** start of DATA ROWS **
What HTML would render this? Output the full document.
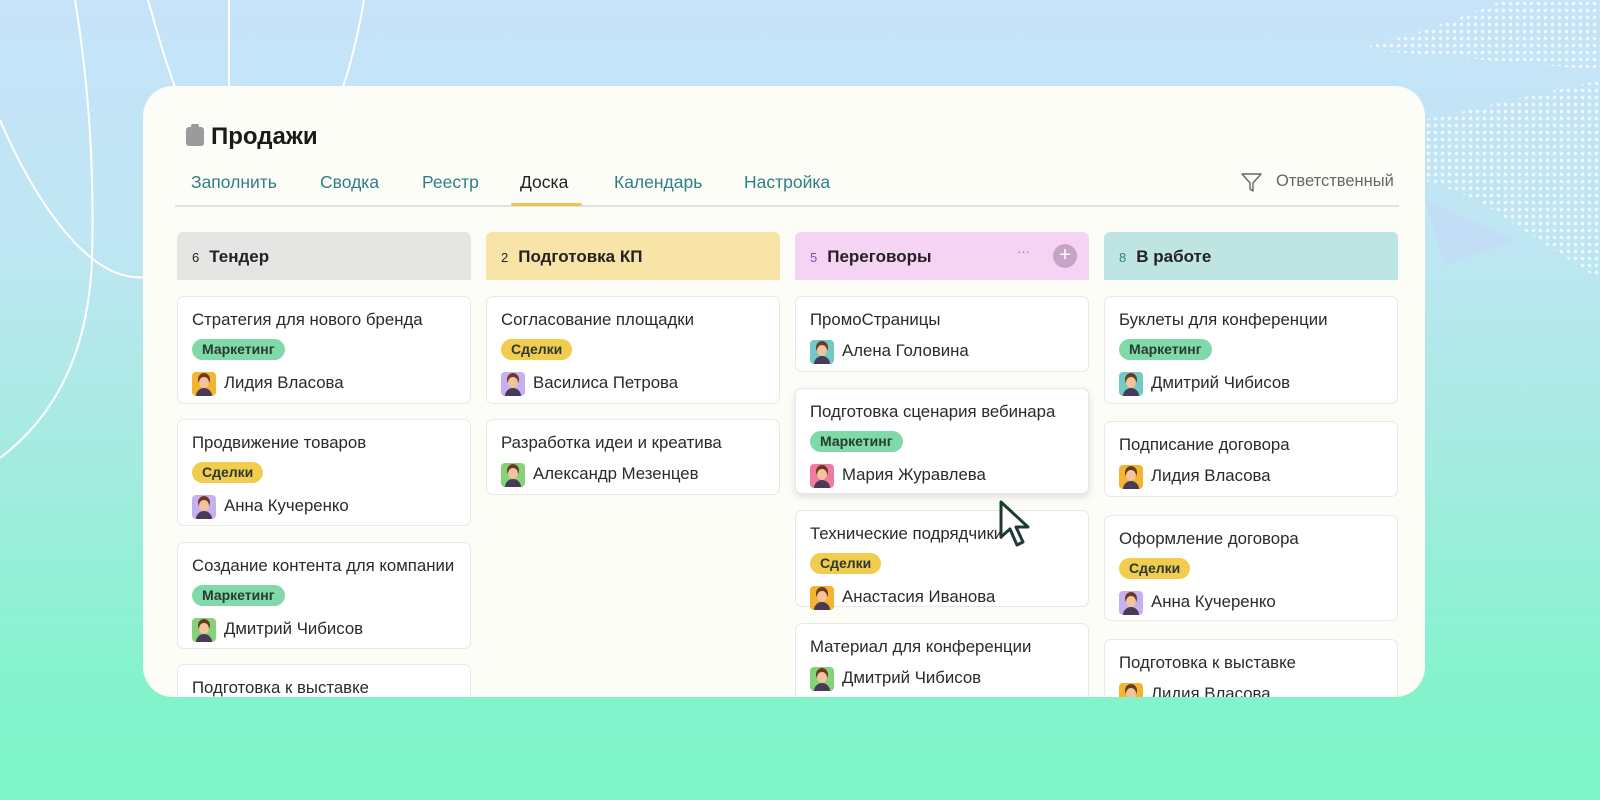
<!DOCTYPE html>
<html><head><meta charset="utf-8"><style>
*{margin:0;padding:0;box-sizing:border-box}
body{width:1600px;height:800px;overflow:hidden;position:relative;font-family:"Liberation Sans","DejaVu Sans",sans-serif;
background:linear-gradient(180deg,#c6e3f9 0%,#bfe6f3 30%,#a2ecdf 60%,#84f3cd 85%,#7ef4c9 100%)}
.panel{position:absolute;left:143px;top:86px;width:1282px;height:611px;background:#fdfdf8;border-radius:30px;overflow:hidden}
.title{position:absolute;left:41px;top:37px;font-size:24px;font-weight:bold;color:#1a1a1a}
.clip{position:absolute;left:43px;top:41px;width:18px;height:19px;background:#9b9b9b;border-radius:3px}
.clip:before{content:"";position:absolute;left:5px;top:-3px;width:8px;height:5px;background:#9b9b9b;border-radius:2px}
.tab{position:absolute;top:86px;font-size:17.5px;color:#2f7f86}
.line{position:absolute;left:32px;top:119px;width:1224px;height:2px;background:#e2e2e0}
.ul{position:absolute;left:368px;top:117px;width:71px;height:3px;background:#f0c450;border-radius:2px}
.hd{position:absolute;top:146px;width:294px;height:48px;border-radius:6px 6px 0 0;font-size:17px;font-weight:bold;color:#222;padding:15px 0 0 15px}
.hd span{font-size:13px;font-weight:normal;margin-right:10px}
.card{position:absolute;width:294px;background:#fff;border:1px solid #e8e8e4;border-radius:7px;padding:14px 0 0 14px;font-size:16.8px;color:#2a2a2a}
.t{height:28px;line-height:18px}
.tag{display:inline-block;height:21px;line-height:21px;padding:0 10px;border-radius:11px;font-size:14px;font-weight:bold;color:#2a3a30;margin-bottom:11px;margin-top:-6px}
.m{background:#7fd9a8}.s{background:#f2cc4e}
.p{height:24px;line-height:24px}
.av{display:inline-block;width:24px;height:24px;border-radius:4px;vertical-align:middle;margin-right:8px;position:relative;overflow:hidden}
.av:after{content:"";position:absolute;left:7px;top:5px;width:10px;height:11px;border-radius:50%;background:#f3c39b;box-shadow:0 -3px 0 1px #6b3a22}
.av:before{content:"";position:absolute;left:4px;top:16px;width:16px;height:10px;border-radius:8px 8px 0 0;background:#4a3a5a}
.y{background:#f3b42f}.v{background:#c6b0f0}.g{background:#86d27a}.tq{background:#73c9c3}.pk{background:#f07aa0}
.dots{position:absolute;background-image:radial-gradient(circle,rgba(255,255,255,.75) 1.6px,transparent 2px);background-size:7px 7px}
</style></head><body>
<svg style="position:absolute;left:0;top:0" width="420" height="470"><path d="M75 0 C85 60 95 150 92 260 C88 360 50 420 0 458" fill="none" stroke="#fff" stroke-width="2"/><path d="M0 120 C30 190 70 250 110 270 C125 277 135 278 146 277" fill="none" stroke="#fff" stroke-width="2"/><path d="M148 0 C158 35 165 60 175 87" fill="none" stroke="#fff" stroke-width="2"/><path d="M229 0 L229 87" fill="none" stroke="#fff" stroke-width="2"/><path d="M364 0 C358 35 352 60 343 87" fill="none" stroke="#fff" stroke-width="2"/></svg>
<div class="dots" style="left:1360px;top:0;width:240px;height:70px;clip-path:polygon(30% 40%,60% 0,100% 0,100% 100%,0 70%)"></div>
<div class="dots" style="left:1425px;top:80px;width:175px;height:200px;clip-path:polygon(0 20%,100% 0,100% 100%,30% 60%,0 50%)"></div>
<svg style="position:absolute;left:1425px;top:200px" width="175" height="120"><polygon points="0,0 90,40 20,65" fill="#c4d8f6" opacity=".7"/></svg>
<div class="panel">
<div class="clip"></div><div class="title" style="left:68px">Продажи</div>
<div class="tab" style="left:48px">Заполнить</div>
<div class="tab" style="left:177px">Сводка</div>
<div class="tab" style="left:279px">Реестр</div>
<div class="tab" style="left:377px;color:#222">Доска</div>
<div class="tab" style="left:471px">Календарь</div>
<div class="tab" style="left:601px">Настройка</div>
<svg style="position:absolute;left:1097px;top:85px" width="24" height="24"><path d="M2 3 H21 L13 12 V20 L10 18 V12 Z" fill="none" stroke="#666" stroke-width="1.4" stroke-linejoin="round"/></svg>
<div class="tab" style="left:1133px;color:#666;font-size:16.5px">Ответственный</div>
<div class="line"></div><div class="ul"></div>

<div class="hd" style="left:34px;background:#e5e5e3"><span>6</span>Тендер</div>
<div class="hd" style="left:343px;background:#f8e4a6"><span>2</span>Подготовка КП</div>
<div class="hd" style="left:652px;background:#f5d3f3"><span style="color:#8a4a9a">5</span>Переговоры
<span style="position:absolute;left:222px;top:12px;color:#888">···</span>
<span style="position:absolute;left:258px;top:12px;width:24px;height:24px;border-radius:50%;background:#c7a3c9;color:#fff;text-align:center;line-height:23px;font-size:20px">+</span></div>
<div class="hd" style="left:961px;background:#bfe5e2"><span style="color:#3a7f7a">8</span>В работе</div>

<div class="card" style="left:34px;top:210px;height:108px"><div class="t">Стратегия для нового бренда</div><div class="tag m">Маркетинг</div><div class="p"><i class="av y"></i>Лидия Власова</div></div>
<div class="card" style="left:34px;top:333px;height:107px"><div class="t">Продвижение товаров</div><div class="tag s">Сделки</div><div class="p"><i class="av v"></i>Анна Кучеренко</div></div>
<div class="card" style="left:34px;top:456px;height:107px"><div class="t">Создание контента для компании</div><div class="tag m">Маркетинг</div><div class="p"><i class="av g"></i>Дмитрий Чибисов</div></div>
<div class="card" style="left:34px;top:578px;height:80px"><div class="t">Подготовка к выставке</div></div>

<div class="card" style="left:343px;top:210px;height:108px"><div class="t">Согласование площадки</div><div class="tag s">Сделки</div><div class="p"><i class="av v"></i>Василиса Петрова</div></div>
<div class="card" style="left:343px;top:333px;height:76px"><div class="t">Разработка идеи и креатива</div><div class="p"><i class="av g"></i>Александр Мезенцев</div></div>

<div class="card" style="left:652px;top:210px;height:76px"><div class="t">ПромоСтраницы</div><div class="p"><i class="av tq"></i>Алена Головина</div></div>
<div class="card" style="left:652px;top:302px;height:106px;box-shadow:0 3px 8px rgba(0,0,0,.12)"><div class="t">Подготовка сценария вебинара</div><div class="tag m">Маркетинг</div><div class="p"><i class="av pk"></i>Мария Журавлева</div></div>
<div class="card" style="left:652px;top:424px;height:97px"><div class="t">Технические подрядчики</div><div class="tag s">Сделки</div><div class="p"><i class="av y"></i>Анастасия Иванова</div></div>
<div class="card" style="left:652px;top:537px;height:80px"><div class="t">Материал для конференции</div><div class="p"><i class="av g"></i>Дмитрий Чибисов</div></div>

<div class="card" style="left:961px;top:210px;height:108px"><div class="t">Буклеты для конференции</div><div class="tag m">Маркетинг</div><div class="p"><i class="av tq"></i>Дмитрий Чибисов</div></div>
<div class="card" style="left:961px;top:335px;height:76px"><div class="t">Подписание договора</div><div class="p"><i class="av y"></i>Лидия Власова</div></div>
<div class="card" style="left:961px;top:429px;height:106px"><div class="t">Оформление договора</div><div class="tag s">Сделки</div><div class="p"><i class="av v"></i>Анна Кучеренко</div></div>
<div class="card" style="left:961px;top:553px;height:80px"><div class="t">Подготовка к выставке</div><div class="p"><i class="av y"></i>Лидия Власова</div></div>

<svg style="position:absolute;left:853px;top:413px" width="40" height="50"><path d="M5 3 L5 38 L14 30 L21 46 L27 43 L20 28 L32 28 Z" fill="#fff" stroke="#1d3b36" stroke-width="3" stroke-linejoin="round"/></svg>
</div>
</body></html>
** end of DATA ROWS **
** start of DATA ROWS **
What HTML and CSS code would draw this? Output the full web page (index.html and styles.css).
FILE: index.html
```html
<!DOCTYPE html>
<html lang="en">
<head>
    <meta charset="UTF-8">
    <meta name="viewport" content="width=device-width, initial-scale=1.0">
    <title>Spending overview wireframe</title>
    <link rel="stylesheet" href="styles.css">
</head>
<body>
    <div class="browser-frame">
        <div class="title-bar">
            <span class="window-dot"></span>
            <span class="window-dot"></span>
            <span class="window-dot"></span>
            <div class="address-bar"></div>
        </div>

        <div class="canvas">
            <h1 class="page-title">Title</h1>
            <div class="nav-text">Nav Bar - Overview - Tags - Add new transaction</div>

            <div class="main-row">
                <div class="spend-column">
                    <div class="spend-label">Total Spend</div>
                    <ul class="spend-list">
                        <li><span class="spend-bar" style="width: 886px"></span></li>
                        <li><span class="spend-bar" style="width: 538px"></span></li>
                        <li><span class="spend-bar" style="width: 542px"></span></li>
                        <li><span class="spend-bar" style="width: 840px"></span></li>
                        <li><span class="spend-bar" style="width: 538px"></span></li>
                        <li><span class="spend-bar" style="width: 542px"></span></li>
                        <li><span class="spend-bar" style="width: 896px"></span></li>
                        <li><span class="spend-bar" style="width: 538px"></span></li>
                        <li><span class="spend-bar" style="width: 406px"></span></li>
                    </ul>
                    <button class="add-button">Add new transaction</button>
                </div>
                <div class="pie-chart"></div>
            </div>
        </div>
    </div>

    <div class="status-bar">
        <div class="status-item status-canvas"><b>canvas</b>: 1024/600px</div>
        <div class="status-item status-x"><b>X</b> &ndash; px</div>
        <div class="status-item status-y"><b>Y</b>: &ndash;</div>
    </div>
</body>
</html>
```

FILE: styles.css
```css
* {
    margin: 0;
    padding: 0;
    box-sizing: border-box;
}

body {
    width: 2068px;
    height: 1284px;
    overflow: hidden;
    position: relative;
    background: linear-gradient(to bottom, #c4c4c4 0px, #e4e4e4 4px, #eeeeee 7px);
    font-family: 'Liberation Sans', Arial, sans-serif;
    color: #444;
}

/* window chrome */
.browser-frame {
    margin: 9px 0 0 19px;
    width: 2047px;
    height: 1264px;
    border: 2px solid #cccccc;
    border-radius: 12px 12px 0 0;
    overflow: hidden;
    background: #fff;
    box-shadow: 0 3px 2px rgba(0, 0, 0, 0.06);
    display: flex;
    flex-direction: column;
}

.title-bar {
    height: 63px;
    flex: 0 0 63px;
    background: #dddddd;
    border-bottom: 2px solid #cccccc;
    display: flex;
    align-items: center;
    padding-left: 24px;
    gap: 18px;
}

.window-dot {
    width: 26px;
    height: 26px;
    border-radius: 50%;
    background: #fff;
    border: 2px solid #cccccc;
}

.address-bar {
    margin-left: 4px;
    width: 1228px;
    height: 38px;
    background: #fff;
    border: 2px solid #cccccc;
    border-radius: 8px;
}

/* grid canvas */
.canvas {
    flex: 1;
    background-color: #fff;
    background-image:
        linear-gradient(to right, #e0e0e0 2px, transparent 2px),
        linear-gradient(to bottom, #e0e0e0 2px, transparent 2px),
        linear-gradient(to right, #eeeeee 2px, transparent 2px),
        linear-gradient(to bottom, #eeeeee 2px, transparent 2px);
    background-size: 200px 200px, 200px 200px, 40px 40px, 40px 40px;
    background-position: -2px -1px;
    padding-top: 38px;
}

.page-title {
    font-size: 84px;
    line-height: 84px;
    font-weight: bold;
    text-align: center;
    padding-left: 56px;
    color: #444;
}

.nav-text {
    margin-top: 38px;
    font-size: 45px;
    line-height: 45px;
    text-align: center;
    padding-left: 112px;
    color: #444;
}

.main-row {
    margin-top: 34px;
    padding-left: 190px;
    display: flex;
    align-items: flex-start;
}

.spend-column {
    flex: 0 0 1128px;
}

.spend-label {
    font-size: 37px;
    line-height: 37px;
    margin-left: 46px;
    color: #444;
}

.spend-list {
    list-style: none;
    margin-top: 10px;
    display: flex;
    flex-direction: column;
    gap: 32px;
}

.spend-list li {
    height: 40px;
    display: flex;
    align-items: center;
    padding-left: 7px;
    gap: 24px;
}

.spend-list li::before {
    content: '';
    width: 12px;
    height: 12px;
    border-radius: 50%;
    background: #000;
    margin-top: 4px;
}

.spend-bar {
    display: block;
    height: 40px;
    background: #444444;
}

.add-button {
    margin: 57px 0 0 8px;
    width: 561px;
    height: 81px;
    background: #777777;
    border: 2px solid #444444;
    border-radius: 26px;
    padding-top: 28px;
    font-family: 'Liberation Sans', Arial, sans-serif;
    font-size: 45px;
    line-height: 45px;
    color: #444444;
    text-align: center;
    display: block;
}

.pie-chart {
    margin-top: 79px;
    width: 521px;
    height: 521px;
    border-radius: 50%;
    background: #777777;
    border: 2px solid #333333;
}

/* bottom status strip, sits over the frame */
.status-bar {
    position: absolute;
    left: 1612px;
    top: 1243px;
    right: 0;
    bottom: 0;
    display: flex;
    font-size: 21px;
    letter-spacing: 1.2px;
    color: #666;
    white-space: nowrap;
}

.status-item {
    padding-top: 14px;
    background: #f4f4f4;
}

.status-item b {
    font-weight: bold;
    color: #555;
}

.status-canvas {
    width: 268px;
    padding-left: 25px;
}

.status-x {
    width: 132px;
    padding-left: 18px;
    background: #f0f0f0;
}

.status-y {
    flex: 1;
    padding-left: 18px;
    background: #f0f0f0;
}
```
** end of DATA ROWS **
» **GIVEN TASK**:
List each line of the entries that holds the string "would".

» **RESPONSE TO THIS TASK**:
What HTML would render this? Output the full document.
What HTML and CSS code would draw this? Output the full web page (index.html and styles.css).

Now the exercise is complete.